This tempest is not a local one, but from a school district near Las Vegas, Nevada. Class valedictorian Brittany McComb wanted to thank her Lord and Savior in her speech, but school administrators censored her text. McComb, believing she was protected by the First Amendment, gave the valedictory as she had originally intended, Biblical references and all. The administration cut her mike off partway through the valedictory.
As best I can tell from the sketchy news reports about the incident, McComb wanted to witness to her faith. According to the school district’s own rules, such professions are permissible, as reported in the Las Vegas Sun. She was not intending, she says, to proselytize.
The administration, for its part, did not want to appear to be favoring any one religion, and tried to censor the controversial parts out. School officials apparently did not consider McCombs to be a particularly spunky individual, or they might have expected her reaction.
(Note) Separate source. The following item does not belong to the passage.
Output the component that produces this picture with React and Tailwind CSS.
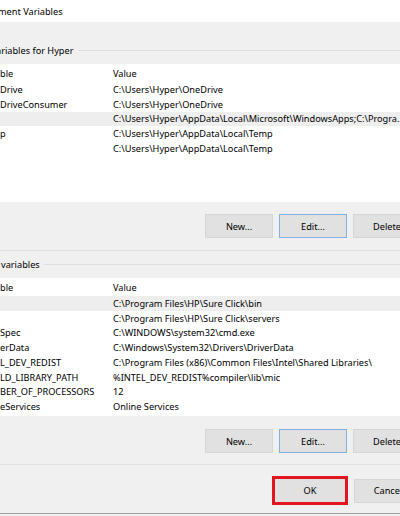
import React from "react";

const userRows = [
  { n: "Drive", v: "C:\\Users\\Hyper\\OneDrive" },
  { n: "DriveConsumer", v: "C:\\Users\\Hyper\\OneDrive" },
  { n: "", v: "C:\\Users\\Hyper\\AppData\\Local\\Microsoft\\WindowsApps;C:\\Progra...", sel: true },
  { n: "p", v: "C:\\Users\\Hyper\\AppData\\Local\\Temp" },
  { n: "", v: "C:\\Users\\Hyper\\AppData\\Local\\Temp" },
];

const sysRows = [
  { n: "", v: "C:\\Program Files\\HP\\Sure Click\\bin", sel: true },
  { n: "", v: "C:\\Program Files\\HP\\Sure Click\\servers" },
  { n: "Spec", v: "C:\\WINDOWS\\system32\\cmd.exe" },
  { n: "erData", v: "C:\\Windows\\System32\\Drivers\\DriverData" },
  { n: "L_DEV_REDIST", v: "C:\\Program Files (x86)\\Common Files\\Intel\\Shared Libraries\\" },
  { n: "LD_LIBRARY_PATH", v: "%INTEL_DEV_REDIST%compiler\\lib\\mic" },
  { n: "BER_OF_PROCESSORS", v: "12" },
  { n: "eServices", v: "Online Services" },
];

function List({ rows }) {
  return (
    <div className="h-[138px] bg-white overflow-hidden shrink-0">
      <div className="h-[18px] flex items-center whitespace-nowrap">
        <div className="w-[113px] shrink-0">ble</div>
        <div>Value</div>
      </div>
      {rows.map((r, i) => (
        <div
          key={i}
          className={
            "h-[14.75px] flex items-center whitespace-nowrap " +
            (r.sel ? "bg-[#eeeeee]" : "")
          }
        >
          <div className="w-[113px] shrink-0 overflow-hidden">{r.n}</div>
          <div className="overflow-hidden">{r.v}</div>
        </div>
      ))}
    </div>
  );
}

function Btn({ children, focus }) {
  return (
    <div
      className={
        "w-[68px] h-[24px] shrink-0 flex items-center justify-center bg-[#e1e1e1] border " +
        (focus ? "border-[#7fb0e0]" : "border-[#d6d6d6]")
      }
    >
      {children}
    </div>
  );
}

function Buttons() {
  return (
    <div className="flex pl-[205px] gap-[7px] whitespace-nowrap shrink-0">
      <Btn>New...</Btn>
      <div className="-ml-[1px] shrink-0">
        <Btn focus>Edit...</Btn>
      </div>
      <div className="-ml-[1px] shrink-0">
        <Btn>Delete</Btn>
      </div>
    </div>
  );
}

export default function App() {
  return (
    <div className="w-[400px] h-[516px] overflow-hidden bg-[#f0f0f0] text-[9.2px] leading-[15px] text-black font-['Segoe_UI','Noto_Sans',sans-serif] flex flex-col">
      <div className="h-[22px] bg-white flex items-center shrink-0 whitespace-nowrap">
        <span className="-ml-[2px]">ment Variables</span>
      </div>
      <div className="h-[42px] flex items-end pb-[6px] shrink-0 whitespace-nowrap">
        <span className="-ml-[4px]">ariables for Hyper</span>
        <div className="flex-1 h-[1px] bg-[#dedede] ml-[4px] mb-[7px]" />
      </div>
      <List rows={userRows} />
      <div className="h-[12px] shrink-0" />
      <Buttons />
      <div className="h-[13px] shrink-0 border-b border-[#e2e2e2]" />
      <div className="h-[27px] flex items-start pt-[6px] shrink-0 whitespace-nowrap">
        <span className="ml-[1px]">variables</span>
        <div className="flex-1 h-[1px] bg-[#dedede] ml-[4px] mt-[7px]" />
      </div>
      <List rows={sysRows} />
      <div className="h-[13px] shrink-0" />
      <Buttons />
      <div className="h-[12px] shrink-0 border-b border-[#e2e2e2]" />
      <div className="h-[11px] shrink-0" />
      <div className="flex pl-[272px] gap-[6px] items-center shrink-0 whitespace-nowrap">
        <div className="w-[76px] h-[29px] shrink-0 border-[3px] border-[#e3151f] flex items-center justify-center bg-[#e1e1e1]">
          OK
        </div>
        <Btn>Cancel</Btn>
      </div>
      <div className="h-[8px] shrink-0" />
      <div className="h-[1px] bg-[#9d9d9d] shrink-0" />
    </div>
  );
}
Church ministers and youth leaders encourage teenagers to speak about their faith, to witness to the unconverted. So McComb had that motivation. She is also a teenager, with the usual adolescent resentment of authority. The school’s decision to censor her text was, in these contexts, ill-advised.
The American Civil Liberties Union is siding with the school on this one, believe it or not. Here is where I have to disagree with the ACLU. As long as McComb was not preaching or proselytizing, she was protected by the First Amendment and the school’s own rules. The school’s and ACLU’s contention that the valedictory address constitutes a school-sponsored medium, and therefore implies unconstitutional school support of McComb’s Christian faith, is bogus, IMHO. They, however, cite legal precedents in US Circuit Court cases.
This case is bound to end up before the Supreme Court, as it pitches two apparently conflicting legal protections — the freedom of speech and the separation of church and state — against each other. In the meantime, while I do not profess Brittany McComb’s chosen faith, as a believer in the freedom of speech I applaud her decision to resist censorship and defy authority.
The school officials should have left well enough alone — in some respects they have created a martyr — a martyr for both free speech and for religion. Talk about a no-win situation.